Security tokens emerged as a response to the Wild West-like environment that existed during the ICO days of the cryptocurrency market. A time where investors lost money in questionable projects and in turn complained to regulators, primarily the SEC. As opposed to the utility tokens that anyone could invest in through an ICO, Security Token Offerings as they are called had to be registered with a relevant Securities Governing Authority. Certain countries, like the United States, only allow specific qualified investors to buy such tokens. 


They can reach far beyond just replacing utility tokens that are for in-project use, and can be used to represent things like fractionalized ownership of a real asset like a rental property or sculpture. Another great example of a security token application is one that is directly tied to the revenue of a certain property and therefore acts as a blockchain-based financial instrument. Pretty much anyone can stage an STO as long as they make their way through all of the applicable regulatory loopholes, which are costly and time consuming. 


However, it is important to distinguish that there is a difference between security tokens and tokenized securities. These terms are frequently used interchangeably. In STOs, Blockchain technology is utilized to issue tokens that represent real “securities'. Whereas the term tokenized securities is used to express an existing asset or security being wrapped digitally using modern technology. This allows to widen the trade market for such digitized assets. Simply put, tokenized securities digitalize existing securities while security tokens create a token and a security. 
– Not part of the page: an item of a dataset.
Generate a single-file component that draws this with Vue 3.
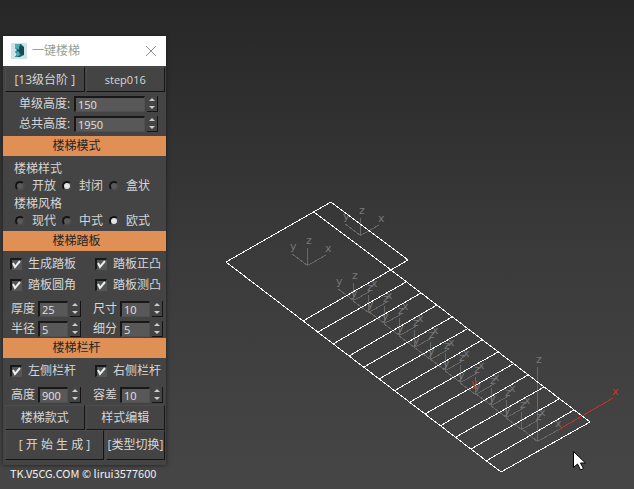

Will NFTs replace security tokens and tokenized securities?



The ability of NFTs to represent collectibles, trading cards, in-game items, and such make them seem quite akin to a consumer product at first glance. It’s important to note that the market is currently in a stage of infancy. However, as market participants begin to generate new use cases for NFTs and as the dollar amounts involved in the market grow, it’s quite likely that some NFTs will be viewed as securities. 


It all comes down to the nature of what a specific NFT represents. For instance, if one is used to represent an investment contract or something that entails the expectation of future profit and is marketed as such. Then it can quite certainly be called a security. However, if the value of an NFT is based purely on its unique characteristics instead of some business activity that provides its owner with profit, then it can’t really be classified as a security. Think of something like an NFT used to act as a representation of one’s digital identity (passport, id, etc). 


Certain NFTs can be created with a share of proceeds functionality. Meaning their creator receives royalties each time that NFT is resold. Additionally, NFTs have started to be used as collateral deposits to borrow other cryptocurrencies. These aspects could end up placing NFTs into sort of the same category as their security counterparts. 


The likely outcome is that NFTs coexist with these other blockchain and digital-based instruments but see substantially more use. It is also foreseeable that there will be debate as to the security status of certain NFTs. 


Why is that?


There are clear reasons and purposes as to why both assets can coexist without one having to cannibalize the other. This ease of accessibility is what will always allow NFTs to be more popular and see more attention than their security counterparts which will still be utilized for their specific purposes that require intimate regulatory care. Which is something that NFT creators and collectors give up and can't rely on in the case of financial losses or other unfortunate events. At the moment, the majority of NFTs don’t represent securities. But that doesn’t mean that they can’t. It all depends on their nature and where their value comes from.